▶ _Exercise aim_
Where a line contains the word "React", copy that line in full.

▶ _Given information_

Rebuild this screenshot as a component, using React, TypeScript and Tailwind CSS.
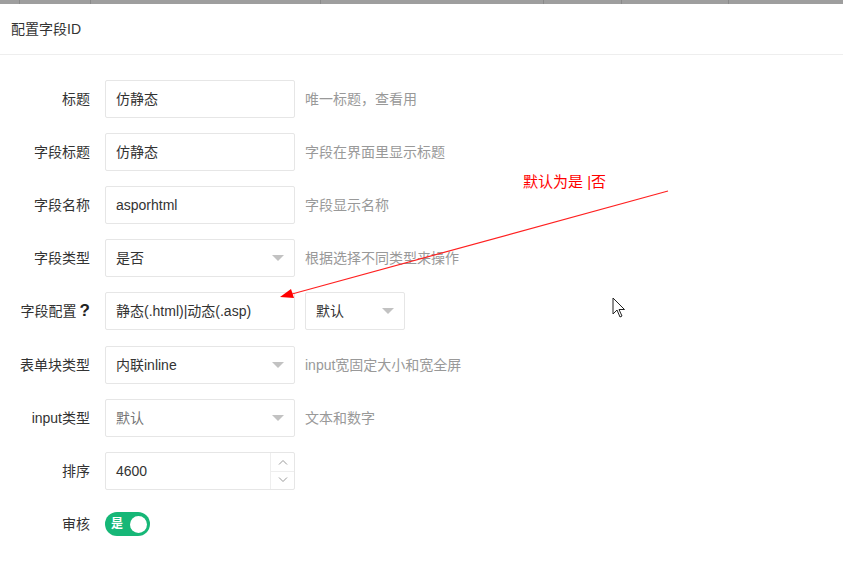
import React from "react";

const font = { fontFamily: '"Liberation Sans", "Noto Sans CJK SC", sans-serif' };

function Caret() {
  return (
    <span className="w-0 h-0 border-l-[6px] border-r-[6px] border-t-[6px] border-l-transparent border-r-transparent border-t-[#c2c2c2]" />
  );
}

function Row({ label, children, tip, gap = "mb-[15px]" }: { label: React.ReactNode; children: React.ReactNode; tip?: string; gap?: string }) {
  return (
    <div className={`flex items-center h-[38px] ${gap}`}>
      <div className="w-[90px] pr-0 text-right text-[14px] text-[#333] whitespace-nowrap">{label}</div>
      <div className="ml-[15px] flex items-center">{children}</div>
      {tip && <div className="ml-[10px] text-[14px] text-[#999]">{tip}</div>}
    </div>
  );
}

function TextBox({ value }: { value: string }) {
  return (
    <div className="w-[190px] h-[38px] border border-[#e6e6e6] rounded-[2px] flex items-center px-[10px] text-[14px] text-[#333]">
      {value}
    </div>
  );
}

function SelectBox({ value, width = "w-[190px]", muted }: { value: string; width?: string; muted?: boolean }) {
  return (
    <div className={`${width} h-[38px] border border-[#e6e6e6] rounded-[2px] flex items-center justify-between pl-[10px] pr-[10px] text-[14px] ${muted ? "text-[#757575]" : "text-[#333]"}`}>
      <span>{value}</span>
      <Caret />
    </div>
  );
}

export default function App() {
  return (
    <div className="relative w-[843px] h-[567px] bg-white overflow-hidden" style={font}>
      <div className="h-[4px] bg-[#9e9e9e] flex">
        <div className="w-[20px] border-r border-[#8a8a8a]" />
        <div className="w-[71px] border-r border-[#8a8a8a]" />
        <div className="w-[230px] border-r border-[#8a8a8a]" />
        <div className="w-[223px] border-r border-[#8a8a8a]" />
        <div className="w-[78px] border-r border-[#8a8a8a]" />
        <div className="w-[107px] border-r border-[#8a8a8a]" />
      </div>
      <div className="h-[51px] border-b border-[#eeeeee] flex items-center px-[11px] text-[14px] text-[#333]">
        配置字段ID
      </div>
      <div className="pt-[25px]">
        <Row label="标题" tip="唯一标题，查看用">
          <TextBox value="仿静态" />
        </Row>
        <Row label="字段标题" tip="字段在界面里显示标题">
          <TextBox value="仿静态" />
        </Row>
        <Row label="字段名称" tip="字段显示名称">
          <TextBox value="asporhtml" />
        </Row>
        <Row label="字段类型" tip="根据选择不同类型来操作">
          <SelectBox value="是否" />
        </Row>
        <Row
          gap="mb-[16px]"
          label={
            <span>
              字段配置<span className="font-bold text-[17px] text-[#222] ml-[3px]">?</span>
            </span>
          }
        >
          <TextBox value="静态(.html)|动态(.asp)" />
          <div className="ml-[10px]">
            <SelectBox value="默认" width="w-[100px]" />
          </div>
        </Row>
        <Row label="表单块类型" tip="input宽固定大小和宽全屏">
          <SelectBox value="内联inline" />
        </Row>
        <Row label="input类型" tip="文本和数字">
          <SelectBox value="默认" muted />
        </Row>
        <Row label="排序">
          <div className="w-[190px] h-[38px] border border-[#e6e6e6] rounded-[2px] flex text-[14px] text-[#333]">
            <div className="flex-1 flex items-center px-[10px]">4600</div>
            <div className="w-[24px] border-l border-[#eee] flex flex-col">
              <div className="flex-1 border-b border-[#eee] flex items-center justify-center">
                <svg width="10" height="6" viewBox="0 0 10 6" fill="none" stroke="#999" strokeWidth="1">
                  <path d="M1 5.5 L5 1.5 L9 5.5" />
                </svg>
              </div>
              <div className="flex-1 flex items-center justify-center">
                <svg width="10" height="6" viewBox="0 0 10 6" fill="none" stroke="#999" strokeWidth="1">
                  <path d="M1 0.5 L5 4.5 L9 0.5" />
                </svg>
              </div>
            </div>
          </div>
        </Row>
        <Row label="审核">
          <div className="w-[45px] h-[24px] rounded-full bg-[#16b777] flex items-center justify-between pl-[6px] pr-[3px]">
            <span className="text-white text-[12px] font-bold leading-none">是</span>
            <span className="w-[17px] h-[17px] rounded-full bg-white" />
          </div>
        </Row>
      </div>

      <div className="absolute left-[523px] top-[174px] text-[15px] text-[#ff0000] leading-none whitespace-pre">默认为是 |否</div>
      <svg className="absolute left-0 top-0 pointer-events-none" width="843" height="567">
        <line x1="668" y1="191" x2="292" y2="294" stroke="#ff2020" strokeWidth="1.2" />
        <polygon points="280,297 291,289 294,298" fill="#ff0000" />
      </svg>
      <svg className="absolute left-[612px] top-[297px]" width="14" height="22" viewBox="0 0 14 22">
        <path d="M1 1 L1 17 L5 13 L8 20 L10 19 L7 12.5 L12.5 12.5 Z" fill="#fff" stroke="#222" strokeWidth="1" strokeLinejoin="miter" />
      </svg>
    </div>
  );
}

▶ _Task solution_
Rebuild this screenshot as a component, using React, TypeScript and Tailwind CSS.
import React from "react";
function Row({ label, children, tip, gap = "mb-[15px]" }: { label: React.ReactNode; children: React.ReactNode; tip?: string; gap?: string }) {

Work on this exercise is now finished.